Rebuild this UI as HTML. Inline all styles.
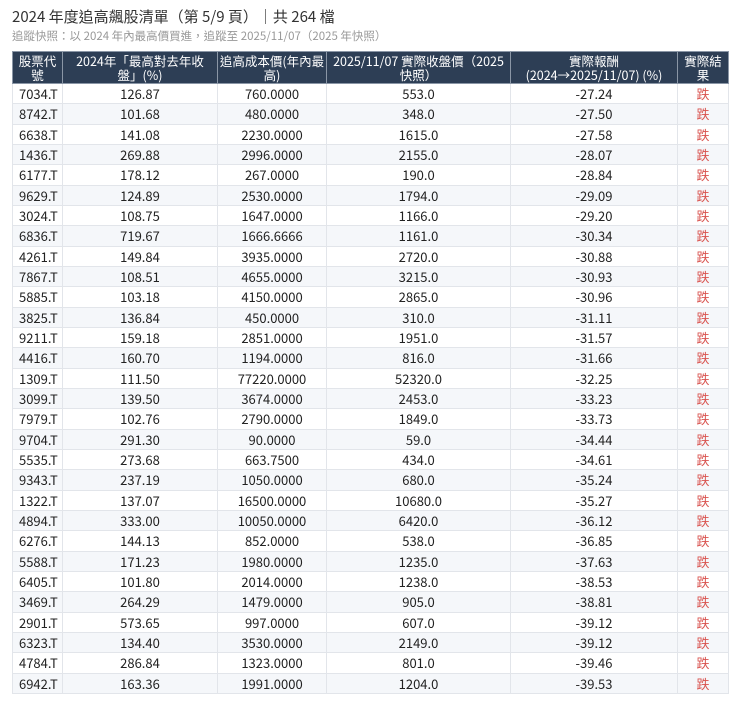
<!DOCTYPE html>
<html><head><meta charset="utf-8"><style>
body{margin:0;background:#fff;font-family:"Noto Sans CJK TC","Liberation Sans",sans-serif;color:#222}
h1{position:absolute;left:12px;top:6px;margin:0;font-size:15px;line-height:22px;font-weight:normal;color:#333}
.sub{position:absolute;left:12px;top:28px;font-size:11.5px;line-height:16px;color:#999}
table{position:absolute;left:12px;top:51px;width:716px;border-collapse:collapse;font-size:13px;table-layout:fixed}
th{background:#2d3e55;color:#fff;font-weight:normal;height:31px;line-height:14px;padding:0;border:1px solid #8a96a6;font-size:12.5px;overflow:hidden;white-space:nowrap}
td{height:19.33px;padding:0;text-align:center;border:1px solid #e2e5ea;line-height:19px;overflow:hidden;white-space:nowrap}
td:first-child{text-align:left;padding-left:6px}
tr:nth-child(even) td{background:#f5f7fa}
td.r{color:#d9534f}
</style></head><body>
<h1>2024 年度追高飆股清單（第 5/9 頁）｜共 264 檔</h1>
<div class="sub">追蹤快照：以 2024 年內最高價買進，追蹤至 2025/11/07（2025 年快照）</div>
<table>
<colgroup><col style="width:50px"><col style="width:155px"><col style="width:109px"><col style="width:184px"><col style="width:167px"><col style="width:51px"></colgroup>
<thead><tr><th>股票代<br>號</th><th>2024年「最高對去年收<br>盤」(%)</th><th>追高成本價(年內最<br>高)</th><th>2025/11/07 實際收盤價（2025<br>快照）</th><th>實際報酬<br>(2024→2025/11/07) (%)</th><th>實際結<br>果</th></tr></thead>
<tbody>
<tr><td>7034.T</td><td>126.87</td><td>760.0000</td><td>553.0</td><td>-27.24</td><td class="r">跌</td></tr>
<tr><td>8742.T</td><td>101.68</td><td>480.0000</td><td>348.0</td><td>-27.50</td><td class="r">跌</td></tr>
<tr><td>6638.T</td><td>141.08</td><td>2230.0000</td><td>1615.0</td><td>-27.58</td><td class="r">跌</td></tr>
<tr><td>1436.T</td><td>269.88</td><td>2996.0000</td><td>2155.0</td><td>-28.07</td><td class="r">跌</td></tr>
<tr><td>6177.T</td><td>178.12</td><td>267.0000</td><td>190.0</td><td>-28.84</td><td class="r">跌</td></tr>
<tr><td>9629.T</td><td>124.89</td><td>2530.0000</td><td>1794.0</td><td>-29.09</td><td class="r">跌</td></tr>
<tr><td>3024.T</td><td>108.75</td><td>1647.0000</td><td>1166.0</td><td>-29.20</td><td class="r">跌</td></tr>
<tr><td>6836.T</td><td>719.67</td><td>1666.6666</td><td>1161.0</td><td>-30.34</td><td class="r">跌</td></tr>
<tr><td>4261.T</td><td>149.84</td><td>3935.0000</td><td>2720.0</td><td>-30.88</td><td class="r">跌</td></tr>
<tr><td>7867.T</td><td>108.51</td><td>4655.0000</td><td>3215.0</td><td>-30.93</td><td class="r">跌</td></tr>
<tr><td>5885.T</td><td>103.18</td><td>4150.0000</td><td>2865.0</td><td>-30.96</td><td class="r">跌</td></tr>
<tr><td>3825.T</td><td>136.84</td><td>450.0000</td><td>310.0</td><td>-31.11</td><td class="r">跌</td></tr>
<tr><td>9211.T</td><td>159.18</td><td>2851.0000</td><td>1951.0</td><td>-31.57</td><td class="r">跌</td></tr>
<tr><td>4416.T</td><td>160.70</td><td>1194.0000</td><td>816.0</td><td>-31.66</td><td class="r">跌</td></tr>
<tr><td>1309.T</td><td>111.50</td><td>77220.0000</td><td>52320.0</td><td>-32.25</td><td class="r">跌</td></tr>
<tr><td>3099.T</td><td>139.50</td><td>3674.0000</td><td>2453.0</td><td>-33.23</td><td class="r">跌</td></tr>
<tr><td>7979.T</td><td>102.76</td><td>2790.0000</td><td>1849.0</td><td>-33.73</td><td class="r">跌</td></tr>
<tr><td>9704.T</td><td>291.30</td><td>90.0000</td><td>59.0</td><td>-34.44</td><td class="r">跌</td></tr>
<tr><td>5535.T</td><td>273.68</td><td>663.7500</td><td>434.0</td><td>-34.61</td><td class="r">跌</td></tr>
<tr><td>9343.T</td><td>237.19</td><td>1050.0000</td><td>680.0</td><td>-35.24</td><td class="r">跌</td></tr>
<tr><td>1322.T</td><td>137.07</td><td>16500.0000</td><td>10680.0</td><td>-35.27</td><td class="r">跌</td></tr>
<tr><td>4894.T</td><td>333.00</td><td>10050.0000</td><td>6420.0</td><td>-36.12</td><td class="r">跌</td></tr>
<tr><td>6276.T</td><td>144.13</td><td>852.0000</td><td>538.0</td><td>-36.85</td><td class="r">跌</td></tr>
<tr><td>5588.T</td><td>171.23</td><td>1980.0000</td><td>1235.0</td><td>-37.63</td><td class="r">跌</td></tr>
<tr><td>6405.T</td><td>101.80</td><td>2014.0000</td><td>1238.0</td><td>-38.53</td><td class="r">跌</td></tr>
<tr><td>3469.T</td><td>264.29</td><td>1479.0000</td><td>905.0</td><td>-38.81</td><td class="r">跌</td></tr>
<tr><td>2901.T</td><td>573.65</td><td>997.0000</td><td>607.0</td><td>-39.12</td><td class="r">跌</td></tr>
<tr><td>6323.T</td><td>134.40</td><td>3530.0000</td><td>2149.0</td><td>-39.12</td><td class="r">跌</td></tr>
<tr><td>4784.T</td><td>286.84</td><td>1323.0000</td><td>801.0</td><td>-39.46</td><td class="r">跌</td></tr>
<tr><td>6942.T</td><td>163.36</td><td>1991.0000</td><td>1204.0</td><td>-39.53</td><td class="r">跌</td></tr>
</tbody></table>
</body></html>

■ Exercise brief: Repeat the data in full and exactly. Omit pictures.

■ Output of the task:
Rebuild this UI as HTML. Inline all styles.
<!DOCTYPE html>
<html><head><meta charset="utf-8"><style>
body{margin:0;background:#fff;font-family:"Noto Sans CJK TC","Liberation Sans",sans-serif;color:#222}
h1{position:absolute;left:12px;top:6px;margin:0;font-size:15px;line-height:22px;font-weight:normal;color:#333}
.sub{position:absolute;left:12px;top:28px;font-size:11.5px;line-height:16px;color:#999}
table{position:absolute;left:12px;top:51px;width:716px;border-collapse:collapse;font-size:13px;table-layout:fixed}
th{background:#2d3e55;color:#fff;font-weight:normal;height:31px;line-height:14px;padding:0;border:1px solid #8a96a6;font-size:12.5px;overflow:hidden;white-space:nowrap}
td{height:19.33px;padding:0;text-align:center;border:1px solid #e2e5ea;line-height:19px;overflow:hidden;white-space:nowrap}
td:first-child{text-align:left;padding-left:6px}
tr:nth-child(even) td{background:#f5f7fa}
td.r{color:#d9534f}
</style></head><body>
<h1>2024 年度追高飆股清單（第 5/9 頁）｜共 264 檔</h1>
<div class="sub">追蹤快照：以 2024 年內最高價買進，追蹤至 2025/11/07（2025 年快照）</div>
<table>
<colgroup><col style="width:50px"><col style="width:155px"><col style="width:109px"><col style="width:184px"><col style="width:167px"><col style="width:51px"></colgroup>
<thead><tr><th>股票代<br>號</th><th>2024年「最高對去年收<br>盤」(%)</th><th>追高成本價(年內最<br>高)</th><th>2025/11/07 實際收盤價（2025<br>快照）</th><th>實際報酬<br>(2024→2025/11/07) (%)</th><th>實際結<br>果</th></tr></thead>
<tbody>
<tr><td>7034.T</td><td>126.87</td><td>760.0000</td><td>553.0</td><td>-27.24</td><td class="r">跌</td></tr>
<tr><td>8742.T</td><td>101.68</td><td>480.0000</td><td>348.0</td><td>-27.50</td><td class="r">跌</td></tr>
<tr><td>6638.T</td><td>141.08</td><td>2230.0000</td><td>1615.0</td><td>-27.58</td><td class="r">跌</td></tr>
<tr><td>1436.T</td><td>269.88</td><td>2996.0000</td><td>2155.0</td><td>-28.07</td><td class="r">跌</td></tr>
<tr><td>6177.T</td><td>178.12</td><td>267.0000</td><td>190.0</td><td>-28.84</td><td class="r">跌</td></tr>
<tr><td>9629.T</td><td>124.89</td><td>2530.0000</td><td>1794.0</td><td>-29.09</td><td class="r">跌</td></tr>
<tr><td>3024.T</td><td>108.75</td><td>1647.0000</td><td>1166.0</td><td>-29.20</td><td class="r">跌</td></tr>
<tr><td>6836.T</td><td>719.67</td><td>1666.6666</td><td>1161.0</td><td>-30.34</td><td class="r">跌</td></tr>
<tr><td>4261.T</td><td>149.84</td><td>3935.0000</td><td>2720.0</td><td>-30.88</td><td class="r">跌</td></tr>
<tr><td>7867.T</td><td>108.51</td><td>4655.0000</td><td>3215.0</td><td>-30.93</td><td class="r">跌</td></tr>
<tr><td>5885.T</td><td>103.18</td><td>4150.0000</td><td>2865.0</td><td>-30.96</td><td class="r">跌</td></tr>
<tr><td>3825.T</td><td>136.84</td><td>450.0000</td><td>310.0</td><td>-31.11</td><td class="r">跌</td></tr>
<tr><td>9211.T</td><td>159.18</td><td>2851.0000</td><td>1951.0</td><td>-31.57</td><td class="r">跌</td></tr>
<tr><td>4416.T</td><td>160.70</td><td>1194.0000</td><td>816.0</td><td>-31.66</td><td class="r">跌</td></tr>
<tr><td>1309.T</td><td>111.50</td><td>77220.0000</td><td>52320.0</td><td>-32.25</td><td class="r">跌</td></tr>
<tr><td>3099.T</td><td>139.50</td><td>3674.0000</td><td>2453.0</td><td>-33.23</td><td class="r">跌</td></tr>
<tr><td>7979.T</td><td>102.76</td><td>2790.0000</td><td>1849.0</td><td>-33.73</td><td class="r">跌</td></tr>
<tr><td>9704.T</td><td>291.30</td><td>90.0000</td><td>59.0</td><td>-34.44</td><td class="r">跌</td></tr>
<tr><td>5535.T</td><td>273.68</td><td>663.7500</td><td>434.0</td><td>-34.61</td><td class="r">跌</td></tr>
<tr><td>9343.T</td><td>237.19</td><td>1050.0000</td><td>680.0</td><td>-35.24</td><td class="r">跌</td></tr>
<tr><td>1322.T</td><td>137.07</td><td>16500.0000</td><td>10680.0</td><td>-35.27</td><td class="r">跌</td></tr>
<tr><td>4894.T</td><td>333.00</td><td>10050.0000</td><td>6420.0</td><td>-36.12</td><td class="r">跌</td></tr>
<tr><td>6276.T</td><td>144.13</td><td>852.0000</td><td>538.0</td><td>-36.85</td><td class="r">跌</td></tr>
<tr><td>5588.T</td><td>171.23</td><td>1980.0000</td><td>1235.0</td><td>-37.63</td><td class="r">跌</td></tr>
<tr><td>6405.T</td><td>101.80</td><td>2014.0000</td><td>1238.0</td><td>-38.53</td><td class="r">跌</td></tr>
<tr><td>3469.T</td><td>264.29</td><td>1479.0000</td><td>905.0</td><td>-38.81</td><td class="r">跌</td></tr>
<tr><td>2901.T</td><td>573.65</td><td>997.0000</td><td>607.0</td><td>-39.12</td><td class="r">跌</td></tr>
<tr><td>6323.T</td><td>134.40</td><td>3530.0000</td><td>2149.0</td><td>-39.12</td><td class="r">跌</td></tr>
<tr><td>4784.T</td><td>286.84</td><td>1323.0000</td><td>801.0</td><td>-39.46</td><td class="r">跌</td></tr>
<tr><td>6942.T</td><td>163.36</td><td>1991.0000</td><td>1204.0</td><td>-39.53</td><td class="r">跌</td></tr>
</tbody></table>
</body></html>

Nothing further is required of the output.